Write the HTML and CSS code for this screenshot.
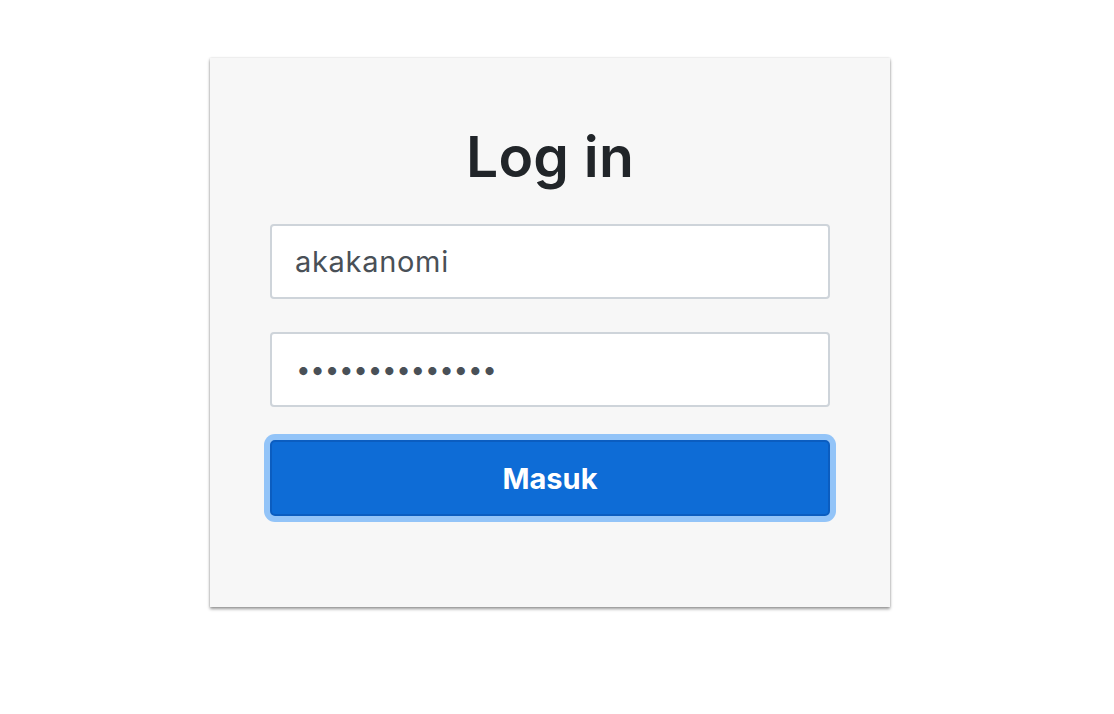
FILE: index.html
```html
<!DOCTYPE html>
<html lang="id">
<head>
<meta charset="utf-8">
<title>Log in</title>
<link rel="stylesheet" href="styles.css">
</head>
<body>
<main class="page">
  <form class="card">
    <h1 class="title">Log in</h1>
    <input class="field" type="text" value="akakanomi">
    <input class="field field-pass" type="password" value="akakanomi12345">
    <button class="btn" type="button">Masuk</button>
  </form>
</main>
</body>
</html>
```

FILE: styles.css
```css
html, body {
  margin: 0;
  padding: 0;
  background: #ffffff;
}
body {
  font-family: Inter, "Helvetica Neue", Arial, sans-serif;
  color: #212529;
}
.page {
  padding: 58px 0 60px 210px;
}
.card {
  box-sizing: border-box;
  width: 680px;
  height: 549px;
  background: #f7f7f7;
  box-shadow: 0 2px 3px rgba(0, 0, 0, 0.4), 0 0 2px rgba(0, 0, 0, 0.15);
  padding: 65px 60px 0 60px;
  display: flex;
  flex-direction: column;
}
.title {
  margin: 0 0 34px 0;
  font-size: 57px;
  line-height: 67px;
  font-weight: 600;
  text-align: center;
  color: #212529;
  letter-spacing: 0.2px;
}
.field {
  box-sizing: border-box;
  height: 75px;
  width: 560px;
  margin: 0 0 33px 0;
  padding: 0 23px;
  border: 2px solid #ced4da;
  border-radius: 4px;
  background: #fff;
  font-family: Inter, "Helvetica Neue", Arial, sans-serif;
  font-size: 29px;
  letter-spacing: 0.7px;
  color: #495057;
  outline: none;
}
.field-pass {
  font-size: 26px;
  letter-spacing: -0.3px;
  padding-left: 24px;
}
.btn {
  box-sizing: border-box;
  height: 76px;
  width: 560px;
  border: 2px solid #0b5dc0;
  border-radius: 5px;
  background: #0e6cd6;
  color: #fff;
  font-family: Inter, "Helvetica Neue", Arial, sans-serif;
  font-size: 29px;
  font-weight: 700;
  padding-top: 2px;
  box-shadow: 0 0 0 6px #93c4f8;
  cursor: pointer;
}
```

=======

Brief
Repeat all of the data above word for word, minus the pictures.

Exercise response
Write the HTML and CSS code for this screenshot.
FILE: index.html
```html
<!DOCTYPE html>
<html lang="id">
<head>
<meta charset="utf-8">
<title>Log in</title>
<link rel="stylesheet" href="styles.css">
</head>
<body>
<main class="page">
  <form class="card">
    <h1 class="title">Log in</h1>
    <input class="field" type="text" value="akakanomi">
    <input class="field field-pass" type="password" value="akakanomi12345">
    <button class="btn" type="button">Masuk</button>
  </form>
</main>
</body>
</html>
```

FILE: styles.css
```css
html, body {
  margin: 0;
  padding: 0;
  background: #ffffff;
}
body {
  font-family: Inter, "Helvetica Neue", Arial, sans-serif;
  color: #212529;
}
.page {
  padding: 58px 0 60px 210px;
}
.card {
  box-sizing: border-box;
  width: 680px;
  height: 549px;
  background: #f7f7f7;
  box-shadow: 0 2px 3px rgba(0, 0, 0, 0.4), 0 0 2px rgba(0, 0, 0, 0.15);
  padding: 65px 60px 0 60px;
  display: flex;
  flex-direction: column;
}
.title {
  margin: 0 0 34px 0;
  font-size: 57px;
  line-height: 67px;
  font-weight: 600;
  text-align: center;
  color: #212529;
  letter-spacing: 0.2px;
}
.field {
  box-sizing: border-box;
  height: 75px;
  width: 560px;
  margin: 0 0 33px 0;
  padding: 0 23px;
  border: 2px solid #ced4da;
  border-radius: 4px;
  background: #fff;
  font-family: Inter, "Helvetica Neue", Arial, sans-serif;
  font-size: 29px;
  letter-spacing: 0.7px;
  color: #495057;
  outline: none;
}
.field-pass {
  font-size: 26px;
  letter-spacing: -0.3px;
  padding-left: 24px;
}
.btn {
  box-sizing: border-box;
  height: 76px;
  width: 560px;
  border: 2px solid #0b5dc0;
  border-radius: 5px;
  background: #0e6cd6;
  color: #fff;
  font-family: Inter, "Helvetica Neue", Arial, sans-serif;
  font-size: 29px;
  font-weight: 700;
  padding-top: 2px;
  box-shadow: 0 0 0 6px #93c4f8;
  cursor: pointer;
}
```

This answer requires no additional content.